Robert Greenwald doesn’t make films with an eye toward being fair and balanced, but then again, unlike the news organization he tackled in his Outfoxed documentary, he doesn’t make any such claims. He’s a fire-breathing liberal and proud of it — and he makes his films without pulling punches. Charges that Greenwald has an agenda are ridiculous, since he doesn’t claim not to have one. Claims that he’s preaching to the choir are beside the point. Greenwald is less preaching to the choir than trying to rile them into action. His films lack most of the cinematic invention of Michael Moore and nearly all of Moore’s wit, but Greenwald offers something perhaps more useful: righteous indignation.
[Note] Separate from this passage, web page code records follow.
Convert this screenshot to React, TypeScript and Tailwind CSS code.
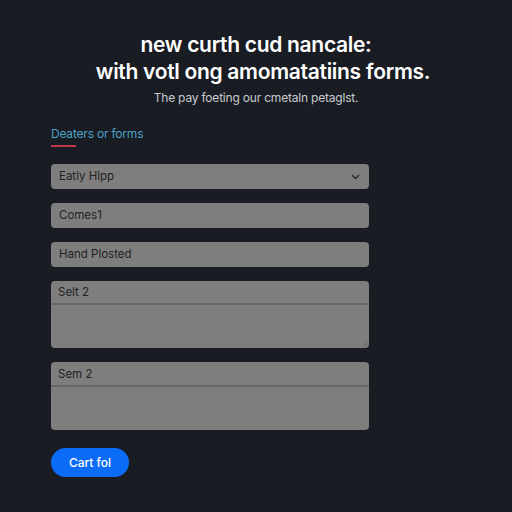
import React from "react";

export default function App() {
  return (
    <div className="w-[512px] h-[512px] bg-[#191c23] overflow-hidden" style={{ fontFamily: "Inter, 'Noto Sans', sans-serif" }}>
      <div className="pt-[31px] flex flex-col items-center">
        <h1 className="text-[21px] leading-[27px] font-semibold text-white text-center tracking-[-0.3px]">
          new curth cud nancale:
          <br />
          <span className="pl-[14px]">with votl ong amomatatiins forms.</span>
        </h1>
        <p className="mt-[5px] text-[12px] leading-[16px] text-[#c9cbd0] tracking-[-0.2px]">The pay foeting our cmetaln petaglst.</p>
      </div>
      <div className="px-[51px] w-[420px]">
        <div className="mt-[20px] text-[12px] leading-[16px] text-[#4ba2c6] tracking-[-0.2px]">Deaters or forms</div>
        <div className="mt-[3px] w-[25px] h-[2px] bg-[#c0394a]" />
        <div className="mt-[17px] flex flex-col gap-[14px] w-[318px]">
          <div className="h-[25px] rounded-[4px] bg-[#7e7e7e] flex items-center justify-between px-[8px]">
            <span className="text-[11.5px] text-[#222222]">Eatly Hlpp</span>
            <svg width="9" height="6" viewBox="0 0 9 6" className="mr-[1px]"><path d="M1 1l3.5 3.5L8 1" stroke="#2a2a2a" strokeWidth="1.4" fill="none" /></svg>
          </div>
          <div className="h-[25px] rounded-[4px] bg-[#7e7e7e] flex items-center px-[8px]">
            <span className="text-[11.5px] text-[#222222]">Comes1</span>
          </div>
          <div className="h-[25px] rounded-[4px] bg-[#7e7e7e] flex items-center px-[8px]">
            <span className="text-[11.5px] text-[#222222]">Hand Plosted</span>
          </div>
          <div className="h-[67px] rounded-[4px] bg-[#7e7e7e] flex flex-col relative">
            <div className="h-[24px] flex items-center pt-[2px] px-[7px] border-b-2 border-[#666666]">
              <span className="text-[11.5px] text-[#222222]">Selt 2</span>
            </div>
            <svg width="6" height="6" viewBox="0 0 6 6" className="absolute right-[1px] bottom-[1px]"><path d="M5 1L1 5M5 3.5L3.5 5" stroke="#555" strokeWidth="0.8" /></svg>
          </div>
          <div className="h-[68px] rounded-[4px] bg-[#7e7e7e] flex flex-col">
            <div className="h-[25px] flex items-center pt-[2px] px-[7px] border-b-2 border-[#666666]">
              <span className="text-[11.5px] text-[#222222]">Sem 2</span>
            </div>
          </div>
        </div>
        <button className="mt-[18px] w-[78px] h-[29px] rounded-full bg-[#0b6cf8] text-white text-[12px] font-medium">Cart fol</button>
      </div>
    </div>
  );
}
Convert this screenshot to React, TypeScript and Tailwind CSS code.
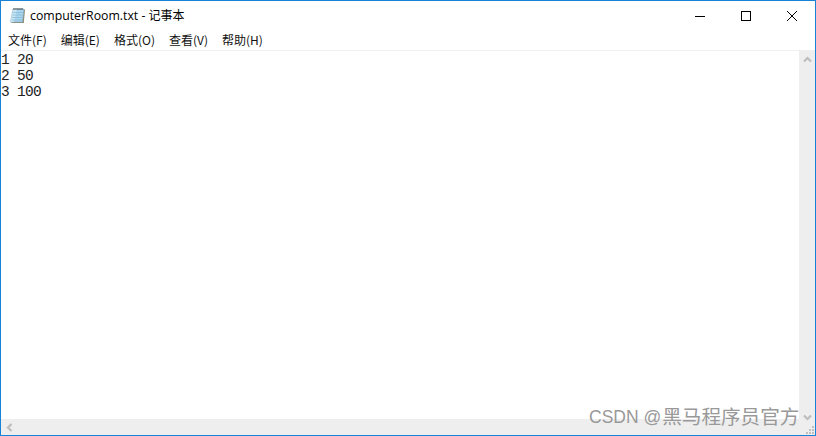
const cjk = { fontFamily: '"Noto Sans CJK SC", "Noto Sans", sans-serif' };

function NoteIcon() {
  return (
    <svg width="17" height="17" viewBox="0 0 17 17" className="shrink-0">
      <path d="M4.5 2.5H16l-1.2 13.5H2.5z" fill="#8f8a70" />
      <path d="M4 2H15l-1.5 13H1.5z" fill="#a9d6ee" stroke="#7ea8bf" strokeWidth="0.6" />
      <path d="M4 2H8L5 15H1.5z" fill="#c9e6f5" />
      <path d="M3.6 5.5h10.6M3.3 8h10.6M3 10.5h10.6M2.7 13h10.6" stroke="#86b6d0" strokeWidth="0.7" />
      <path d="M5 1v2M7 1v2M9 1v2M11 1v2M13 1v2" stroke="#333" strokeWidth="0.9" />
    </svg>
  );
}

function Chevron({ d }: { d: string }) {
  return (
    <svg width="9" height="9" viewBox="0 0 9 9">
      <path d={d} fill="none" stroke="#bdbdbd" strokeWidth="2.2" />
    </svg>
  );
}

export default function App() {
  const menus = ["文件(F)", "编辑(E)", "格式(O)", "查看(V)", "帮助(H)"];
  return (
    <div className="relative flex h-[436px] w-[816px] flex-col overflow-hidden border border-[#1783d8] bg-white">
      <div className="flex h-[29px] shrink-0 items-center">
        <div className="ml-[8px] flex items-center gap-[4px]">
          <NoteIcon />
          <span className="flex items-center gap-[3px] pt-[1px] text-[12.3px] leading-none text-black" style={{ fontFamily: '"Open Sans", "Noto Sans CJK SC", sans-serif' }}>
            <span>computerRoom.txt -</span>
            <span className="text-[12px]">记事本</span>
          </span>
        </div>
        <div className="ml-auto flex h-full items-center">
          <div className="flex h-full w-[46px] items-center justify-center">
            <svg width="10" height="10" viewBox="0 0 10 10">
              <path d="M0 5.5h10" stroke="#000" strokeWidth="1" />
            </svg>
          </div>
          <div className="flex h-full w-[46px] items-center justify-center">
            <svg width="10" height="10" viewBox="0 0 10 10">
              <rect x="0.5" y="0.5" width="9" height="9" fill="none" stroke="#000" strokeWidth="1" />
            </svg>
          </div>
          <div className="flex h-full w-[46px] items-center justify-center">
            <svg width="10" height="10" viewBox="0 0 10 10">
              <path d="M0 0l10 10M10 0L0 10" stroke="#000" strokeWidth="1" />
            </svg>
          </div>
        </div>
      </div>
      <div className="flex h-[21px] shrink-0 items-center gap-[14px] border-b border-[#f0f0f0] pb-[1px] pl-[7px] text-[12px] text-[#111]" style={cjk}>
        {menus.map((m) => (
          <span key={m}>{m}</span>
        ))}
      </div>
      <div className="flex min-h-0 flex-1">
        <div className="flex min-w-0 flex-1 flex-col">
          <div className="flex-1 whitespace-pre pt-[1px] text-[14.5px] leading-[16px] text-[#222]" style={{ fontFamily: '"Liberation Mono", monospace', letterSpacing: "-0.7px" }}>
            {"1 20\n2 50\n3 100"}
          </div>
          <div className="flex h-[16px] shrink-0 items-center bg-[#eeeeee] px-[4px]">
            <Chevron d="M6.5 1L3 4.5 6.5 8" />
          </div>
        </div>
        <div className="flex w-[16px] shrink-0 flex-col items-center justify-between bg-[#eeeeee] pt-[4px]">
          <Chevron d="M1 6.5L4.5 3 8 6.5" />
          <div className="mb-[13px] flex flex-col items-center gap-[1px]">
            <Chevron d="M1 2.5L4.5 6 8 2.5" />
          </div>
        </div>
      </div>
      <svg width="8" height="8" viewBox="0 0 8 8" className="absolute bottom-[1px] right-[1px]">
        <path d="M6 0h2v2H6zM3 3h2v2H3zM6 3h2v2H6zM0 6h2v2H0zM3 6h2v2H3zM6 6h2v2H6z" fill="#c0c0c0" />
      </svg>
      <div className="absolute bottom-[7px] left-[588px] flex items-center gap-[1px] whitespace-nowrap leading-[22px] text-[#999999]" style={{ fontFamily: '"Liberation Sans", "Noto Sans CJK SC", sans-serif' }}>
        <span className="text-[17.5px]">CSDN @</span>
        <span className="text-[19.6px]">黑马程序员官方</span>
      </div>
    </div>
  );
}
Nowhere is this more evident than in his latest offering, Iraq for Sale: The War Profiteers, in which Greenwald turns his attention to the big-business interests in the war on Iraq. In many respects, Greenwald presents very little about the abuses of corporate America in Iraq — often in apparent cahoots with, or at least with the knowledge of the government. The no-bid contracts handed out to Halliburton (which just happens to have contacts to Vice President Cheney) and other companies aren’t news. But as is often the case with films of this sort — Moore’s films also work this way — it’s not the unearthing of new facts so much as it is confining them to one space, thereby bringing their collective enormity into view.
Greenwald goes further, though, by personalizing these events. As he did with his earlier films, Greenwald lets those who have been directly impacted speak, removing the events from abstract news stories. It’s powerful — well researched and feels authentic — and it needs to be seen. Sure, it won’t be seen by the people most in need of seeing it, but it might just energize others into moving away from apathy born of a sense of helplessness.